Example: When I watch a martial arts movie, I not only want to see great fight choreography but also different varieties of fighting. One on ones fights, weapons to weapons. one against a dozen (or even a hundred). etc.

When I watch a slasher film? Why nearly cartoonish levels of gore of course.

The Hatchet series is a very by the numbers slasher series…yet it knows that.

It honestly has no problem with that. It isn’t a self aware slasher, but a true blue (red?) gorefest that doesn’t run away from the genre it’s in, it embraces it with big bloody hands.

One thing I feel I should point out is that the writer of all three Hatchet films, Adam Green, is a horror fan. This guy knows ALL the tropes too, but, like any good fan who goes on to be a good writer, Green takes the tropes and plays with them.

You know how they never really explained how Jason is fast in the Friday the 13th films? How does he get to one side of the camp to another? Well, Adam Green doesn’t try to be cute with it and try to give an irreverent answer, he actually has a very subtle answer that simply explains how his monster, Victor Crowley, can do such a thing.

Now of course, this is third in the series, so you ask yourself,  “Can I start with this one?”

Oh god no!

Taking a page from the Back to the Future series, all three films can actually be seen as one WHOLE movie. If you start here, your just going to be lost lost lost.

So yes, while if any of this sounds interesting to you, then I hate say this, but you have to start from the beginning.

But, that’s ok, because if your in a fix for good old fashioned ’80s slasher films, then the Hatchet series is the right meal for you.

Personally, the first Hatchet is still my favorite of the three. It’s the funniest, with the most enjoyable characters, and with some of my favorite kills.

Hatchet II was a nice follow up, but I wasn’t as connected to the newer cast then I was with the first film’s cast.

Hatchet III has in a similar problem, but I do have fun seeing how a film series keeps going, and I feel this one is a nice ender to the trilogy.

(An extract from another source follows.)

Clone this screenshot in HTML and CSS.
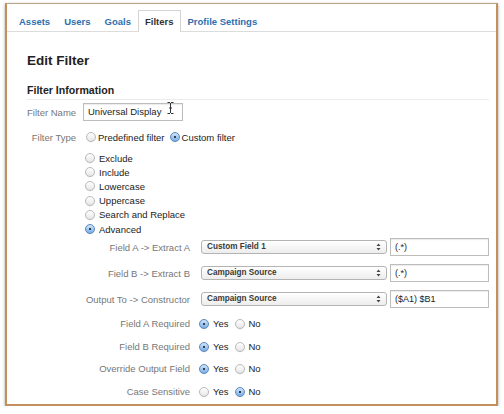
FILE: index.html
```html
<!DOCTYPE html>
<html>
<head>
<meta charset="utf-8">
<link rel="stylesheet" href="styles.css">
</head>
<body>
<div class="frame">
  <nav class="tabs">
    <a class="tab">Assets</a>
    <a class="tab">Users</a>
    <a class="tab">Goals</a>
    <a class="tab active">Filters</a>
    <a class="tab">Profile Settings</a>
  </nav>
  <main class="content">
    <h1 class="title">Edit Filter</h1>
    <h2 class="section">Filter Information</h2>
    <div class="field name-row">
      <span class="label">Filter Name</span>
      <div class="text-input name-input">Universal Display
        <svg class="ibeam" width="7" height="12" viewBox="0 0 7 12"><path d="M0.5 0.5h2.5M4 0.5h2.5M3.5 1v10M0.5 11.5h2.5M4 11.5h2.5M2 6h3" stroke="#333" stroke-width="1" fill="none"/></svg>
      </div>
    </div>
    <div class="field type-row">
      <span class="label">Filter Type</span>
      <div class="opts">
        <span class="radio"></span><span class="opt-text">Predefined filter</span>
        <span class="radio on"></span><span class="opt-text">Custom filter</span>
      </div>
    </div>
    <ul class="radio-list">
      <li><span class="radio"></span>Exclude</li>
      <li><span class="radio"></span>Include</li>
      <li><span class="radio"></span>Lowercase</li>
      <li><span class="radio"></span>Uppercase</li>
      <li><span class="radio"></span>Search and Replace</li>
      <li><span class="radio on"></span>Advanced</li>
    </ul>
    <div class="adv">
      <span class="adv-label">Field A -&gt; Extract A</span>
      <div class="select">Custom Field 1<svg class="arrows" width="5" height="8" viewBox="0 0 5 8"><path d="M2.5 0.5L4.5 3H0.5Z M2.5 7.5L4.5 5H0.5Z" fill="#444"/></svg></div>
      <div class="text-input adv-input">(.*)</div>

      <span class="adv-label">Field B -&gt; Extract B</span>
      <div class="select">Campaign Source<svg class="arrows" width="5" height="8" viewBox="0 0 5 8"><path d="M2.5 0.5L4.5 3H0.5Z M2.5 7.5L4.5 5H0.5Z" fill="#444"/></svg></div>
      <div class="text-input adv-input">(.*)</div>

      <span class="adv-label">Output To -&gt; Constructor</span>
      <div class="select">Campaign Source<svg class="arrows" width="5" height="8" viewBox="0 0 5 8"><path d="M2.5 0.5L4.5 3H0.5Z M2.5 7.5L4.5 5H0.5Z" fill="#444"/></svg></div>
      <div class="text-input adv-input">($A1) $B1</div>
    </div>
    <div class="yn">
      <span class="adv-label">Field A Required</span>
      <div class="yn-opts"><span class="radio on"></span><span class="yes">Yes</span><span class="radio"></span><span>No</span></div>
      <span class="adv-label">Field B Required</span>
      <div class="yn-opts"><span class="radio on"></span><span class="yes">Yes</span><span class="radio"></span><span>No</span></div>
      <span class="adv-label">Override Output Field</span>
      <div class="yn-opts"><span class="radio on"></span><span class="yes">Yes</span><span class="radio"></span><span>No</span></div>
      <span class="adv-label">Case Sensitive</span>
      <div class="yn-opts"><span class="radio"></span><span class="yes">Yes</span><span class="radio on"></span><span>No</span></div>
    </div>
  </main>
</div>
</body>
</html>
```

FILE: styles.css
```css
* { box-sizing: border-box; }
html, body { margin: 0; padding: 0; background: #fff; }
body {
  font-family: "Liberation Sans", Arial, sans-serif;
  font-size: 9.5px;
  color: #222;
}
.frame {
  margin: 3px 0 0 5px;
  width: 493px;
  height: 403px;
  border: 2px solid #c58f5c;
  border-top: 1px solid #b8a68c;
  box-shadow: 0 1px 3px rgba(0,0,0,0.35);
  background: #fff;
  display: flex;
  flex-direction: column;
}
.tabs {
  display: flex;
  align-items: flex-end;
  padding: 6px 0 0 5px;
  border-bottom: 1px solid #dcdcdc;
  height: 28px;
}
.tab {
  display: block;
  padding: 0 6px;
  height: 21px;
  line-height: 21px;
  font-weight: bold;
  color: #2d6fae;
  border: 1px solid transparent;
  border-bottom: none;
}
.tab.active {
  color: #333;
  background: #fff;
  border-color: #d4d4d4;
  margin-bottom: -1px;
  height: 22px;
}
.content {
  padding: 0 7px 0 20px;
  display: flex;
  flex-direction: column;
}
.title {
  margin: 21px 0 0;
  font-size: 13.5px;
  line-height: 16px;
  font-weight: bold;
  color: #222;
}
.section {
  margin: 14px 0 0;
  font-size: 10.6px;
  line-height: 14px;
  font-weight: bold;
  color: #222;
  padding-bottom: 2px;
  border-bottom: 1px solid #ececec;
}
.field {
  display: grid;
  grid-template-columns: 49px 1fr;
  column-gap: 7px;
  align-items: center;
}
.label {
  color: #777;
  text-align: right;
  white-space: nowrap;
}
.name-row { margin-top: 3px; height: 18px; }
.text-input {
  border: 1px solid #bdbdbd;
  box-shadow: inset 0 1px 1px rgba(0,0,0,0.08);
  background: #fff;
  height: 18px;
  line-height: 16px;
  padding-left: 4px;
  color: #222;
}
.name-input { width: 100px; position: relative; }
.ibeam { position: absolute; left: 83px; top: -2px; }
.type-row { margin-top: 8px; height: 16px; }
.opts { display: flex; align-items: center; }
.opts .radio:first-child { margin-left: 3px; }
.opt-text { margin-left: 2px; margin-right: 5px; }
.radio {
  display: inline-block;
  flex: none;
  width: 10px;
  height: 10px;
  border-radius: 50%;
  border: 1px solid #b9b9b9;
  background: linear-gradient(#ffffff, #e6e6e6);
  box-shadow: 0 0.5px 0.5px rgba(0,0,0,0.1);
  position: relative;
}
.radio.on {
  border-color: #5b87b8;
  background: linear-gradient(#cfe5fb, #78aee8);
}
.radio.on::after {
  content: "";
  position: absolute;
  left: 3px;
  top: 3px;
  width: 2px;
  height: 2px;
  border-radius: 50%;
  background: #111;
}
.radio-list {
  list-style: none;
  margin: 6px 0 0 58px;
  padding: 0;
}
.radio-list li {
  display: flex;
  align-items: center;
  height: 14.2px;
  color: #222;
}
.radio-list .radio { margin-right: 4px; }
.adv {
  display: grid;
  grid-template-columns: 163px 197px 102px;
  row-gap: 8px;
  align-items: center;
  margin-top: 2px;
}
.adv-label {
  color: #777;
  text-align: right;
  white-space: nowrap;
}
.select {
  margin-left: 11px;
  width: 186px;
  height: 14px;
  border: 1px solid #b4b4b4;
  border-radius: 3px;
  background: linear-gradient(#ffffff, #ededed);
  font-size: 8.2px;
  font-weight: bold;
  color: #3a3a3a;
  line-height: 12px;
  padding-left: 5px;
  position: relative;
}
.arrows { position: absolute; right: 5px; top: 2px; }
.adv-input {
  margin-left: 3px;
  width: 99px;
  font-size: 9px;
}
.yn {
  display: grid;
  grid-template-columns: 163px 1fr;
  row-gap: 6.6px;
  margin-top: 8px;
  align-items: center;
}
.yn .adv-label, .yn-opts { height: 16px; line-height: 16px; }
.yn-opts { display: flex; align-items: center; padding-left: 9px; color: #222; }
.yn-opts .radio + span { margin-left: 4px; }
.yn-opts .yes { margin-right: 6px; }
```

The film does have some fun performances. Derek Mears (who played Jason in the recent Friday the 13th remake.) is a ton of fun as the bad ass swat leader, and his confrontation with Crowley is very memorable. (Yes Jason Voorhees fans, Mears fights THE famous Jason actor Kane Hodder. It’s Jason VS Jason!) I also really dug Cody Blue Snider (son of Dee Snider of Twisted Sister fame) in his hilarious turn as Schneiderman, the Bill Paxton’s to this films Aliens.

Interesting enough, Danielle Harris hasn’t been Marybeth, THIS series last survivor character, for all three films (she replaced Tamara Feldman who played Marybeth in the first Hatchet.) It’s a shame really, since I never feel like I get a good grasp on the character of Marybeth in all three films, and I think that’s due to not seeing the Harris play the role in the beginning. I feel the Marybeth that was in the first film was the same Marybeth in the last two, and that’s due to the character having a different experience by then. Had Danielle been there since the beginning, I could feel like I saw the story completely, but Danielle plays her very differently then Tamara so it’s a harder connection to me.

As a kid who grew up watching Gremlins and Gremlins 2: The New Batch over and over again, I was very happy to see the star of those films, Zach Galligan, in this one as Sheriff Fowler.

Though this was the first film that wasn’t directed by Adam Green, Director B. J. McDonnell does well filling in Adams shoes and making a movie that doesn’t feel stylistically different from the first two, yet giving the movie a slightly bigger scope this time out.

The Blu Ray comes with some special features, but I will say that I am a bit disappointed with this disk. The previous Hatchet films came with some great documentaries and interviews, and interviews on the making of the make up effects, but this disk is mostly made up of behind the scenes footage. The featurettes are ok, but not as meaty as the extras as the first two films came with.

That’s OK thought, since the disk does contain two full length commentaries. One commentary is the crew commentary with : Writer/producer Adam Green, Director B.J. McDonnell, cinematographer Will Barratta, and Make-Up Effects Artist Robert Pendergraft. The second commentary is the Cast Commentary with : Adam Green, B.J. McDonnell, Kane Hodder and a few more guests.

Both commentaries do fill the need of in-depth making of stories about how the film was made and fun anecdotes. Hear how the RED Cam nearly fucked up one of the most epic sequences in the film due to the camera no properly capturing the footage!

Hatchet III does fill a nice slasher film void that is lacking now a days. It’s a fun goofy horror film. If that’s what you want on the menu, then order up Hatchet III very soon.